Exercise requirements | Answer with a single number: the count of lines that include the string "styles".

Available data |
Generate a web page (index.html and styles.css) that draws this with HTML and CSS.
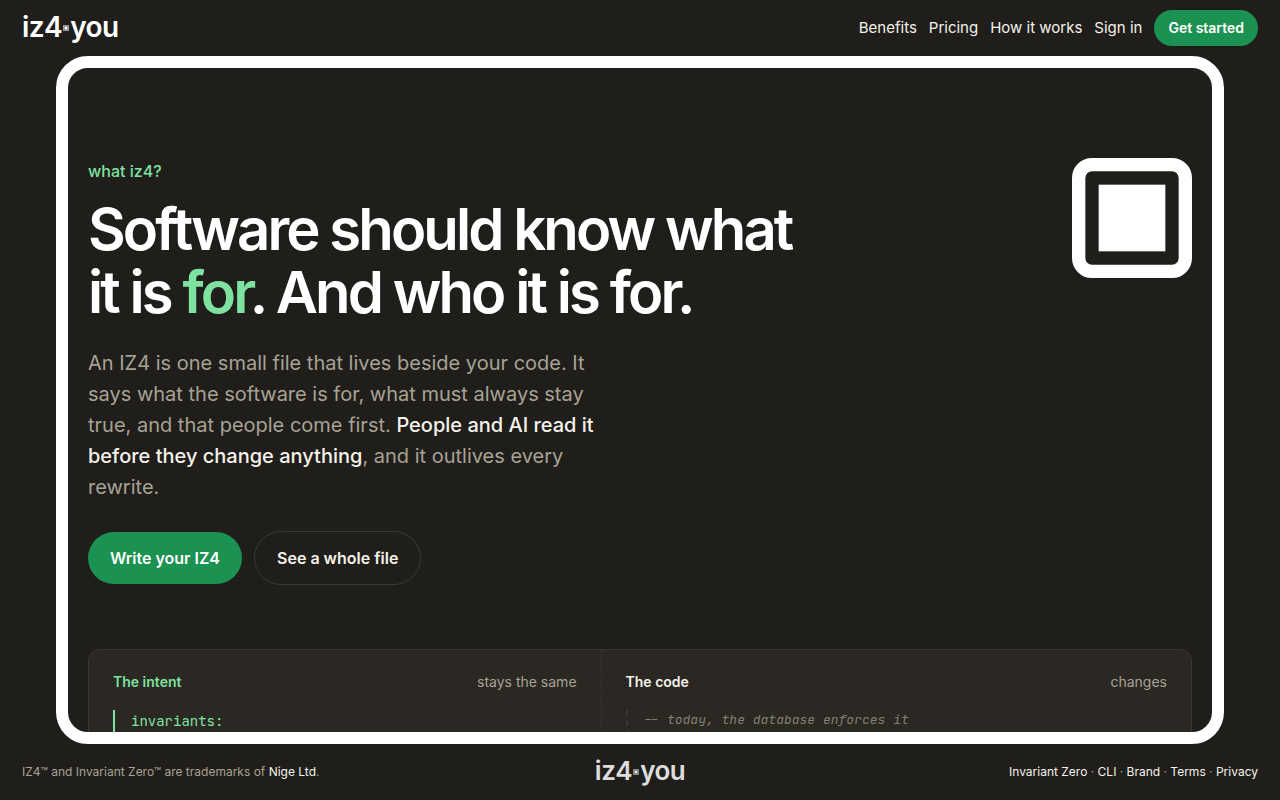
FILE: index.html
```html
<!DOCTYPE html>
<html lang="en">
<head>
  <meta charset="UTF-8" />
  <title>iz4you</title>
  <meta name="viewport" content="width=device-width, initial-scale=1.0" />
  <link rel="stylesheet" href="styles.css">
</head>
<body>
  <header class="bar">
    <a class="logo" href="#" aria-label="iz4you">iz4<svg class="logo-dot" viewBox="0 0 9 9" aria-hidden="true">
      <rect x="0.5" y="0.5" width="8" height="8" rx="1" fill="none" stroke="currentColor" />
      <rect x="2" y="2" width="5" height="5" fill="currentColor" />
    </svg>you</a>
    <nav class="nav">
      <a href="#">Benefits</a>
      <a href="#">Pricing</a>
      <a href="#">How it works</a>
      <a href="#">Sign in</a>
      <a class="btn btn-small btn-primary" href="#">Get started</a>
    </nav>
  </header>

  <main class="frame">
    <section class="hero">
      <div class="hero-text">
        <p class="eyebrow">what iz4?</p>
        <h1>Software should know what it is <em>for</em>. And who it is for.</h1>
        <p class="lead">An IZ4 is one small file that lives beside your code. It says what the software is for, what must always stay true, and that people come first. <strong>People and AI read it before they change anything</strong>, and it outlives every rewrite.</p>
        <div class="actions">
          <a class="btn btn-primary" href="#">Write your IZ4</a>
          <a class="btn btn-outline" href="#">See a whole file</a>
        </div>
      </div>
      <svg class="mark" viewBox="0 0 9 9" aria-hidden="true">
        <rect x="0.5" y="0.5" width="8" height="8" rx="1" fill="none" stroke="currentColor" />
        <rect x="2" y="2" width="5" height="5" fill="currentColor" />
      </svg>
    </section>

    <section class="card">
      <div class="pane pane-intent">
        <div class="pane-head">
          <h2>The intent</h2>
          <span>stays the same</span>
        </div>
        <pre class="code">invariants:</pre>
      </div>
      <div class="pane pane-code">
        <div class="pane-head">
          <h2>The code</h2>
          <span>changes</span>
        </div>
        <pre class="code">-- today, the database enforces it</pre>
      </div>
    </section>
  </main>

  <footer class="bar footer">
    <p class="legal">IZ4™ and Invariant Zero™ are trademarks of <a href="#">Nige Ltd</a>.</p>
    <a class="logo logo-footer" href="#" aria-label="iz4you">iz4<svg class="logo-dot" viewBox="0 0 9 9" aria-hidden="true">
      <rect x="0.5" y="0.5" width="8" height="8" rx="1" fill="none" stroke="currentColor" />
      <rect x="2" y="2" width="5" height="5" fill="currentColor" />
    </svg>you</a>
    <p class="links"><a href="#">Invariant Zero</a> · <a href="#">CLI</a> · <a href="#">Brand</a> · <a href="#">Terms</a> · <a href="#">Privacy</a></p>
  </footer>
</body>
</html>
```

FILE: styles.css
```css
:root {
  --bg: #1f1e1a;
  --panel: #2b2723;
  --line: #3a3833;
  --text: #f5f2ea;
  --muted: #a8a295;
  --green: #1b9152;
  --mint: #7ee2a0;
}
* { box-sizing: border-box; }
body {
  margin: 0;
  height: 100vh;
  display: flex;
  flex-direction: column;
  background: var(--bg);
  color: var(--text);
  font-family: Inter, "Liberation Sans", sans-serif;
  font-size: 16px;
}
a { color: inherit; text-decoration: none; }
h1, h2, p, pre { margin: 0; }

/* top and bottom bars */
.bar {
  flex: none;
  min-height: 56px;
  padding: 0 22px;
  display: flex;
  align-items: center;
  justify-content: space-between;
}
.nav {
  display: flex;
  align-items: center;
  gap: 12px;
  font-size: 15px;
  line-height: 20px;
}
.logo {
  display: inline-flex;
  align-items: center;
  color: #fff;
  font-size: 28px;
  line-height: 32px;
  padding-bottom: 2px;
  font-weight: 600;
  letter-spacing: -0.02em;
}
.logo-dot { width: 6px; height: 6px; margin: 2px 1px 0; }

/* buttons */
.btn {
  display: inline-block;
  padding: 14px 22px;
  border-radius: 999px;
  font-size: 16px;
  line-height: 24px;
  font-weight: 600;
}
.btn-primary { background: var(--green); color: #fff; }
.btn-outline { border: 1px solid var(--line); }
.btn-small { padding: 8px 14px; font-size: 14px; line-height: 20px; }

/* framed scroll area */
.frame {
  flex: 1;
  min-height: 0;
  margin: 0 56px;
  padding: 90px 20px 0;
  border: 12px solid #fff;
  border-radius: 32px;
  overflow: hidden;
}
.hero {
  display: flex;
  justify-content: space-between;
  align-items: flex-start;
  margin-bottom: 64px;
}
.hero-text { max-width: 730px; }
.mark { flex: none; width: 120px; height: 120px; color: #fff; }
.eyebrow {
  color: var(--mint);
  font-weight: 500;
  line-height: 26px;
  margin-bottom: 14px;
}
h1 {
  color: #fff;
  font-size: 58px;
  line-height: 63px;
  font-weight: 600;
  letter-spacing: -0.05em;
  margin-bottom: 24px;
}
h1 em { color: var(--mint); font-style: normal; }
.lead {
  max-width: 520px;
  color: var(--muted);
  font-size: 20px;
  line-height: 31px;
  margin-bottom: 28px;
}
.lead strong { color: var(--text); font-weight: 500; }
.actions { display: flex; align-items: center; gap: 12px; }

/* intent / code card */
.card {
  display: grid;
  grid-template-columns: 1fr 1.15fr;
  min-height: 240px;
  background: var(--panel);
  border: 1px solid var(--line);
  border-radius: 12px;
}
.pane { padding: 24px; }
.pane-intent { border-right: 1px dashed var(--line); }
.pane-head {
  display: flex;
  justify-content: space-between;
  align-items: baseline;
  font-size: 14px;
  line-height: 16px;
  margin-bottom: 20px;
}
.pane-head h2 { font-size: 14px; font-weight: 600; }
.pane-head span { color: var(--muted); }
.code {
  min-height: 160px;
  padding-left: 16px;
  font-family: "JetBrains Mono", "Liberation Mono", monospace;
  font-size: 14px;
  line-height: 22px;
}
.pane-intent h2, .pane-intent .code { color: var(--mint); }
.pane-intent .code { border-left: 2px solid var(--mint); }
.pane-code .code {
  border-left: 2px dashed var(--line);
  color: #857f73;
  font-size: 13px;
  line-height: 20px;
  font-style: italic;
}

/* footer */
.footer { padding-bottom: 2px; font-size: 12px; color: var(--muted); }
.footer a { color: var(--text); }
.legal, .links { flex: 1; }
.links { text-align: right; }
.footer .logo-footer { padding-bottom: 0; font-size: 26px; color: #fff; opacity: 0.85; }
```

Solution to the exercise | 3